Fr Michael Jacques sm, Australian with 40+ years experience in Japan, recently gave some input to our Inter-religious Dialogue Commission. He says a good place to start is with the Four Ways of Dialogue:
DIALOGUE of LIFE: In which people of different faiths and spiritual traditions strive to live in an open and neighborly spirit – includes socializing and hospitality
DIALOGUE OF ACTION: In which people of spiritual commitment and faith collaborate with others in building a just society – includes service and working for justice
DIALOGUE OF RELIGIOUS EXPERIENCE: In which people steeped in their spiritual traditions share their ways of searching for God or the Absolute – includes prayer, worship, celebration
DIALOGUE OF THEOLOGICAL EXCHANGE: In which specialists seek to deepen their understanding of other spiritual heritages
These types were summarized in the 1991 document, Dialogue and Proclamation: Reflections and Orientations on Interreligious Dialogue and the Proclamation of the Gospel of Jesus Christ, by the Pontifical Council for Interreligious Dialogue and Congregation for the Evangelization of Peoples.
The early Marist Presence in Japan began with a former prisoner of war, Fr Lionel Marsden sm. He had made a promise to God, during the war, that if he survived he would return to Japan with the Gospel and assist survivors of the ravages of war. He and his family and friends founded the Japanese Marist Mission League in 1949 to support the first Marists who went to Japan. This act of faith and commitment has grown into what we know today as The Marist Mission Centre
The early Marists in Japan committed themselves to what we would now call the Dialogue of Life and the Dialogue of Action. They opened kindergartens to enable parents to give their children an early start in education; they opened a nursing home for the aged; they undertook reconciliation ceremonies between Japanese families who had members killed on Australian soil - returning the Samurai Swords to their families and conducting ceremonies of reconciliation and healing. This work was acknowledged by Robert Menzies, the first Australian Prime Minister to visit Nara where the Marists worked. Fr Paul Glynn sm has written some outstanding books on the work of the Marists, in Life and Action, in Japan.

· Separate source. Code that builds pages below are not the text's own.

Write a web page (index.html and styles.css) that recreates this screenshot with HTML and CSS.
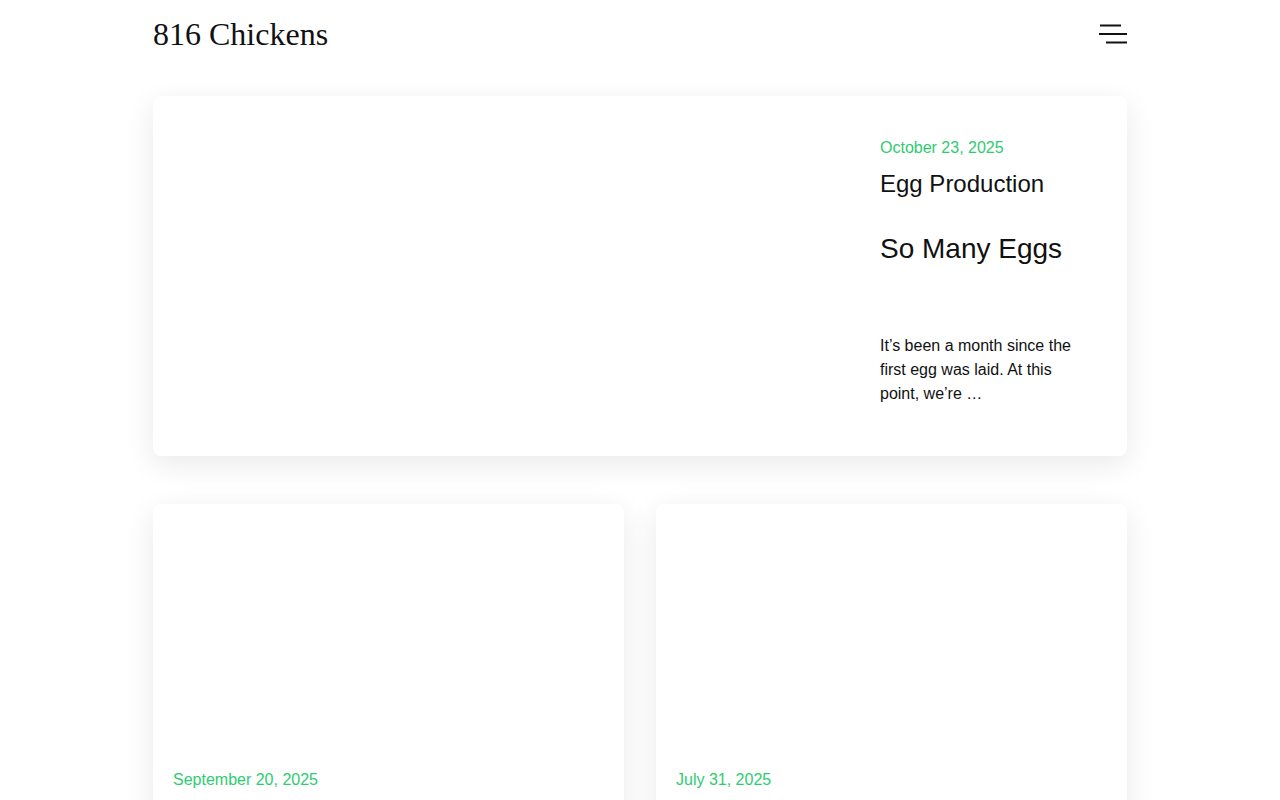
FILE: index.html
```html
<!DOCTYPE html>
<html>
<head>
<title>816 Chickens</title>
<meta charset="utf-8">
<link rel="stylesheet" href="styles.css">
</head>
<body>

<header class="site-header">
    <a class="site-title" href="#">816 Chickens</a>
    <button class="menu-toggle" aria-label="Menu">
        <svg width="28" height="20" viewBox="0 0 28 20">
            <line x1="1" y1="1.5" x2="22" y2="1.5" />
            <line x1="0" y1="10" x2="28" y2="10" />
            <line x1="7" y1="18.5" x2="28" y2="18.5" />
        </svg>
    </button>
</header>

<main class="posts">

    <article class="post-card featured">
        <div class="post-image"></div>
        <div class="post-body">
            <p class="post-date">October 23, 2025</p>
            <p class="post-category">Egg Production</p>
            <h2 class="post-title">So Many Eggs</h2>
            <p class="post-excerpt">It’s been a month since the first egg was laid. At this point, we’re …</p>
        </div>
    </article>

    <div class="post-grid">
        <article class="post-card">
            <div class="post-image"></div>
            <div class="post-body">
                <p class="post-date">September 20, 2025</p>
            </div>
        </article>
        <article class="post-card">
            <div class="post-image"></div>
            <div class="post-body">
                <p class="post-date">July 31, 2025</p>
            </div>
        </article>
    </div>

</main>

</body>
</html>
```

FILE: styles.css
```css
body {
    margin: 0;
    background-color: #ffffff;
    color: #111111;
    font-family: "Liberation Sans", Arial, sans-serif;
}

.site-header {
    width: 974px;
    height: 67px;
    margin: 0 auto;
    display: flex;
    align-items: center;
    justify-content: space-between;
}

.site-title {
    padding-top: 2px;
    font-family: "Liberation Serif", "Times New Roman", serif;
    font-size: 32px;
    color: #111111;
    text-decoration: none;
}

.menu-toggle {
    background: none;
    border: 0;
    padding: 0;
    width: 28px;
    height: 20px;
    display: block;
}

.menu-toggle svg {
    display: block;
}

.menu-toggle line {
    stroke: #111111;
    stroke-width: 2;
}

.posts {
    width: 974px;
    margin: 29px auto 0;
    display: flex;
    flex-direction: column;
    gap: 48px;
}

.post-card {
    background-color: #ffffff;
    border-radius: 8px;
    box-shadow: 0 8px 30px rgba(0, 0, 0, 0.09);
    overflow: hidden;
}

.post-card.featured {
    display: grid;
    grid-template-columns: 1fr 247px;
    height: 360px;
}

.post-grid {
    display: grid;
    grid-template-columns: 1fr 1fr;
    gap: 32px;
}

.post-grid .post-image {
    height: 243px;
}

.post-grid .post-body {
    padding: 21px 20px 60px;
}

.featured .post-body {
    padding: 40px 40px 40px 0;
}

.post-date {
    margin: 0;
    font-size: 16px;
    line-height: 24px;
    color: #2ecc71;
}

.post-category {
    margin: 9px 0 0;
    font-size: 24px;
    line-height: 30px;
}

.post-title {
    margin: 33px 0 0;
    font-size: 28px;
    line-height: 34px;
    font-weight: normal;
}

.post-excerpt {
    margin: 68px 0 0;
    font-size: 16px;
    line-height: 24px;
}
```
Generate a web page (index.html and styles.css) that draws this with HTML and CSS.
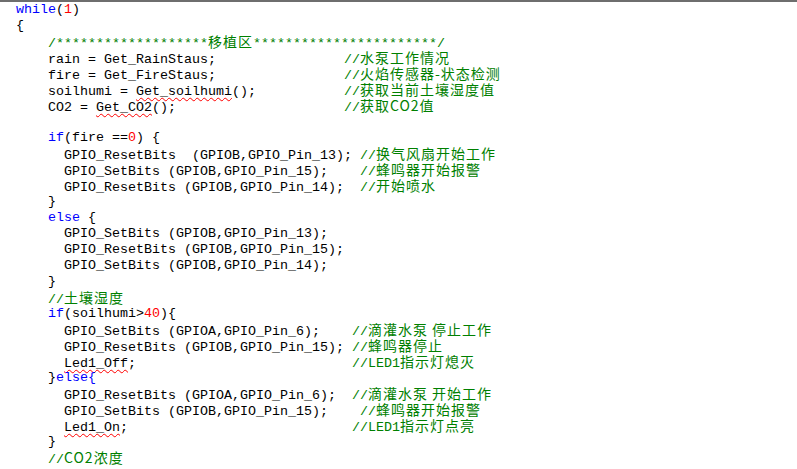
FILE: index.html
```html
<!DOCTYPE html>
<html lang="zh-CN">
<head>
  <meta charset="UTF-8">
  <meta name="viewport" content="width=device-width, initial-scale=1.0">
  <title>main.c</title>
  <link rel="stylesheet" href="styles.css">
</head>
<body>
  <div class="editor">
    <div class="line"><span class="kw">while</span>(<span class="num">1</span>)</div>
    <div class="line">{</div>
    <div class="line"><span class="cm">    /*******************<span class="zh">移植区</span>***********************/</span></div>
    <div class="line">    rain = Get_RainStaus;                <span class="cm">//<span class="zh">水泵工作情况</span></span></div>
    <div class="line">    fire = Get_FireStaus;                <span class="cm">//<span class="zh">火焰传感器-状态检测</span></span></div>
    <div class="line">    soilhumi = <span class="err">Get_soilhumi</span>();           <span class="cm">//<span class="zh">获取当前土壤湿度值</span></span></div>
    <div class="line">    CO2 = <span class="err">Get_CO2</span>();                     <span class="cm">//<span class="zh">获取CO2值</span></span></div>
    <div class="line"> </div>
    <div class="line">    <span class="kw">if</span>(fire ==<span class="num">0</span>) {</div>
    <div class="line">      GPIO_ResetBits  (GPIOB,GPIO_Pin_13); <span class="cm">//<span class="zh">换气风扇开始工作</span></span></div>
    <div class="line">      GPIO_SetBits (GPIOB,GPIO_Pin_15);    <span class="cm">//<span class="zh">蜂鸣器开始报警</span></span></div>
    <div class="line">      GPIO_ResetBits (GPIOB,GPIO_Pin_14);  <span class="cm">//<span class="zh">开始喷水</span></span></div>
    <div class="line">    }</div>
    <div class="line">    <span class="kw">else</span> {</div>
    <div class="line">      GPIO_SetBits (GPIOB,GPIO_Pin_13);</div>
    <div class="line">      GPIO_ResetBits (GPIOB,GPIO_Pin_15);</div>
    <div class="line">      GPIO_SetBits (GPIOB,GPIO_Pin_14);</div>
    <div class="line">    }</div>
    <div class="line"><span class="cm">    //<span class="zh">土壤湿度</span></span></div>
    <div class="line">    <span class="kw">if</span>(soilhumi&gt;<span class="num">40</span>){</div>
    <div class="line">      GPIO_SetBits (GPIOA,GPIO_Pin_6);    <span class="cm">//<span class="zh">滴灌水泵 停止工作</span></span></div>
    <div class="line">      GPIO_ResetBits (GPIOB,GPIO_Pin_15); <span class="cm">//<span class="zh">蜂鸣器停止</span></span></div>
    <div class="line">      <span class="err">Led1_Off</span>;                           <span class="cm">//LED1<span class="zh">指示灯熄灭</span></span></div>
    <div class="line">    }<span class="kw">else{</span></div>
    <div class="line">      GPIO_ResetBits (GPIOA,GPIO_Pin_6);  <span class="cm">//<span class="zh">滴灌水泵 开始工作</span></span></div>
    <div class="line">      GPIO_SetBits (GPIOB,GPIO_Pin_15);    <span class="cm">//<span class="zh">蜂鸣器开始报警</span></span></div>
    <div class="line">      <span class="err">Led1_On</span>;                            <span class="cm">//LED1<span class="zh">指示灯点亮</span></span></div>
    <div class="line">    }</div>
    <div class="line"><span class="cm">    //<span class="zh">CO2浓度</span></span></div>
  </div>
</body>
</html>
```
FILE: styles.css
```css
* {
  margin: 0px;
  padding: 0px;
}
body {
  overflow: hidden;
  background-color: white;
  border-top: 2px solid #6e6e6e;
}
.editor {
  padding-left: 16px;
  font-family: "Liberation Mono", "Courier New", monospace;
  font-size: 13.33px;
  color: #000000;
}
.line {
  height: 16px;
  line-height: 16px;
  white-space: pre;
}
.kw {color: #0000ff;}
.num {color: #ff0000;}
.cm {color: #008000;}
.zh {
  font-family: "Noto Sans CJK SC", sans-serif;
  font-size: 14px;
  letter-spacing: 1px;
  line-height: 14px;
}
.err {
  text-decoration: underline wavy #ff0000;
  text-decoration-thickness: 1px;
  text-underline-offset: 2px;
}
```
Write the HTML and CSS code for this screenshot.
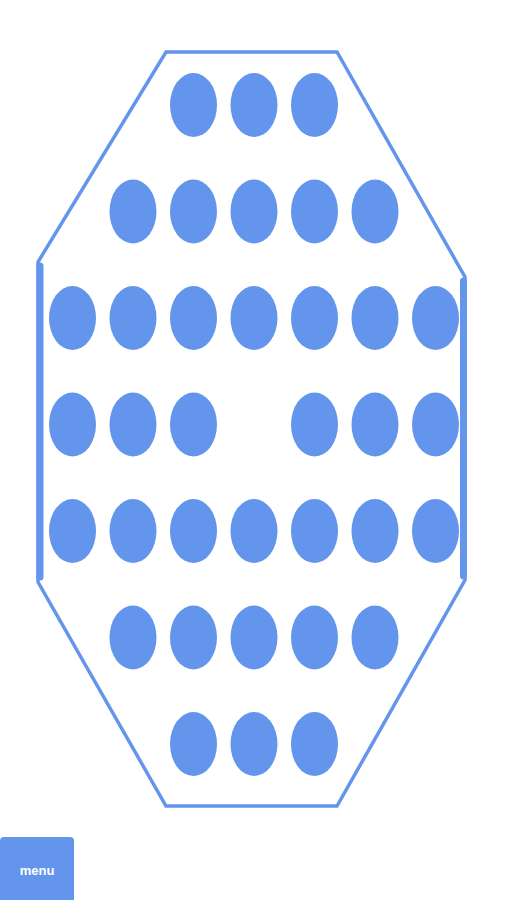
FILE: index.html
```html
<!DOCTYPE html>
<html>
<head>
<meta charset="utf-8">
<link rel="stylesheet" href="styles.css">
</head>
<body>
<main class="page">
  <svg class="board" width="507" height="837" viewBox="0 0 507 837" xmlns="http://www.w3.org/2000/svg">
    <polygon class="frame" points="166,52 337,52 465,277 465,580 337,806 166,806 38,582 38,262"/>
    <line class="bar" x1="40" y1="266" x2="40" y2="577"/>
    <line class="bar" x1="463.5" y1="281" x2="463.5" y2="576"/>
    <g class="pegs">
      <ellipse cx="193.5" cy="105" rx="23.5" ry="32"/>
      <ellipse cx="254" cy="105" rx="23.5" ry="32"/>
      <ellipse cx="314.5" cy="105" rx="23.5" ry="32"/>

      <ellipse cx="133" cy="211.5" rx="23.5" ry="32"/>
      <ellipse cx="193.5" cy="211.5" rx="23.5" ry="32"/>
      <ellipse cx="254" cy="211.5" rx="23.5" ry="32"/>
      <ellipse cx="314.5" cy="211.5" rx="23.5" ry="32"/>
      <ellipse cx="375" cy="211.5" rx="23.5" ry="32"/>

      <ellipse cx="72.5" cy="318" rx="23.5" ry="32"/>
      <ellipse cx="133" cy="318" rx="23.5" ry="32"/>
      <ellipse cx="193.5" cy="318" rx="23.5" ry="32"/>
      <ellipse cx="254" cy="318" rx="23.5" ry="32"/>
      <ellipse cx="314.5" cy="318" rx="23.5" ry="32"/>
      <ellipse cx="375" cy="318" rx="23.5" ry="32"/>
      <ellipse cx="435.5" cy="318" rx="23.5" ry="32"/>

      <ellipse cx="72.5" cy="424.5" rx="23.5" ry="32"/>
      <ellipse cx="133" cy="424.5" rx="23.5" ry="32"/>
      <ellipse cx="193.5" cy="424.5" rx="23.5" ry="32"/>
      <ellipse cx="314.5" cy="424.5" rx="23.5" ry="32"/>
      <ellipse cx="375" cy="424.5" rx="23.5" ry="32"/>
      <ellipse cx="435.5" cy="424.5" rx="23.5" ry="32"/>

      <ellipse cx="72.5" cy="531" rx="23.5" ry="32"/>
      <ellipse cx="133" cy="531" rx="23.5" ry="32"/>
      <ellipse cx="193.5" cy="531" rx="23.5" ry="32"/>
      <ellipse cx="254" cy="531" rx="23.5" ry="32"/>
      <ellipse cx="314.5" cy="531" rx="23.5" ry="32"/>
      <ellipse cx="375" cy="531" rx="23.5" ry="32"/>
      <ellipse cx="435.5" cy="531" rx="23.5" ry="32"/>

      <ellipse cx="133" cy="637.5" rx="23.5" ry="32"/>
      <ellipse cx="193.5" cy="637.5" rx="23.5" ry="32"/>
      <ellipse cx="254" cy="637.5" rx="23.5" ry="32"/>
      <ellipse cx="314.5" cy="637.5" rx="23.5" ry="32"/>
      <ellipse cx="375" cy="637.5" rx="23.5" ry="32"/>

      <ellipse cx="193.5" cy="744" rx="23.5" ry="32"/>
      <ellipse cx="254" cy="744" rx="23.5" ry="32"/>
      <ellipse cx="314.5" cy="744" rx="23.5" ry="32"/>
    </g>
  </svg>
  <button class="menu-btn" type="button">menu</button>
</main>
</body>
</html>
```

FILE: styles.css
```css
html, body {
  margin: 0;
  padding: 0;
  background: #ffffff;
}

.page {
  width: 507px;
  height: 900px;
  overflow: hidden;
  display: flex;
  flex-direction: column;
}

.board {
  display: block;
  flex: none;
}

.frame {
  fill: none;
  stroke: #6495ed;
  stroke-width: 3.5;
  stroke-linejoin: miter;
}

.bar {
  stroke: #6495ed;
  stroke-width: 7;
  stroke-linecap: round;
}

.pegs ellipse {
  fill: #6495ed;
}

.menu-btn {
  flex: none;
  width: 74px;
  height: 70px;
  margin: 0;
  padding: 0 0 3px 0;
  border: none;
  border-radius: 4px;
  background: #6495ed;
  color: #ffffff;
  font-family: "Liberation Sans", Arial, sans-serif;
  font-weight: bold;
  font-size: 13px;
  line-height: 1;
  text-align: center;
  align-self: flex-start;
}
```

Paul Glynn's book: on the work of his brother Tony Glynn sm
Dialogue of Religious Experience: Buddhism in Japan has six schools, including 3 of Zen. Analogies have been drawn between Buddhism and Christianity, and Buddhism may have influenced Christianity. Buddhist missionaries were sent by Emperor Ashoka of India to Syria, Egypt and Greece beginning in 250 BCE and may have helped prepare for the ethics of Christ. Others have noted the significant differences between the two religions beginning with monotheism's place at the core of Christianity, and Buddhism's orientation towards non-theism. Some early Christians were aware of Buddhism which was practiced in both the Greek and Roman Empires in the pre-Christian period. The majority of modern Christian scholarship has rejected any historical basis for the travels of Jesus to India or Tibet and has seen the attempts at parallel symbolism. However, in the East syncretism between Nestorian Christianity and Buddhism was widespread along the Silk Road in Antiquity and the Middle Ages, and was especially pronounced in the medieval Church of the East in China, as evidenced by the Jesus Sutras.
Dialogue of Theological Exchange: Japan has many excellent centres engaged in this, including Nanzan University (SVD) - an excellent academic Center for Religion & Culture with visiting scholars, webinars, conferences, and publications, e.g. Japanese Journal of Religious Studies . Scholars engaged in this work include Frs Joseph Spae, Jan Swyngedoux, and Jan van Bragt of the CICM missionaries. Other important Institutes include the Oriens Institute for Religious Research (Tokyo) which publishes the Japan Missionary Bulletin (Habito article) and the Institute for Christian Culture, Sophia University. Reuben Habito, a Filipino missionary in Japan for many years, suggests that the Four Levels of Dialogue and Encounter can be understood as 'Sacraments' of the Living and Loving God who is transforming the persons who engage at these levels.
Humility is a key virtue in the art of IRD. "Humility is the ultimate religious state in which there is no difference in gender, class and status" (Catherine Cornille - Theology of Religions - Boston College).
Humility is at the heart of being Marist: 'In their life and apostolate Marists will often be aware of their own limitations and resistance of those to whom they minister. Humility frees us from crippling attitudes of anxiety, bitterness, and cynicism, and gives us courage to rely on God alone. In this way we will be useful to others, and do great things for God'. [Constitutions 219 -220]
"If you go deeply into any one tradition, you converge on a center, and there you see how we all come forth from a common root. And you find how we meet people on the deeper level of their faith, in the profound unity behind all our differences. . . . The grace of Christ is present in some way to every human being from the beginning to the end". [Bede Griffiths, A New Vision of Reality: Western Science, Eastern Mysticism, and Christian Faith (Templegate Publishers: 1989, 1992), 99‒100].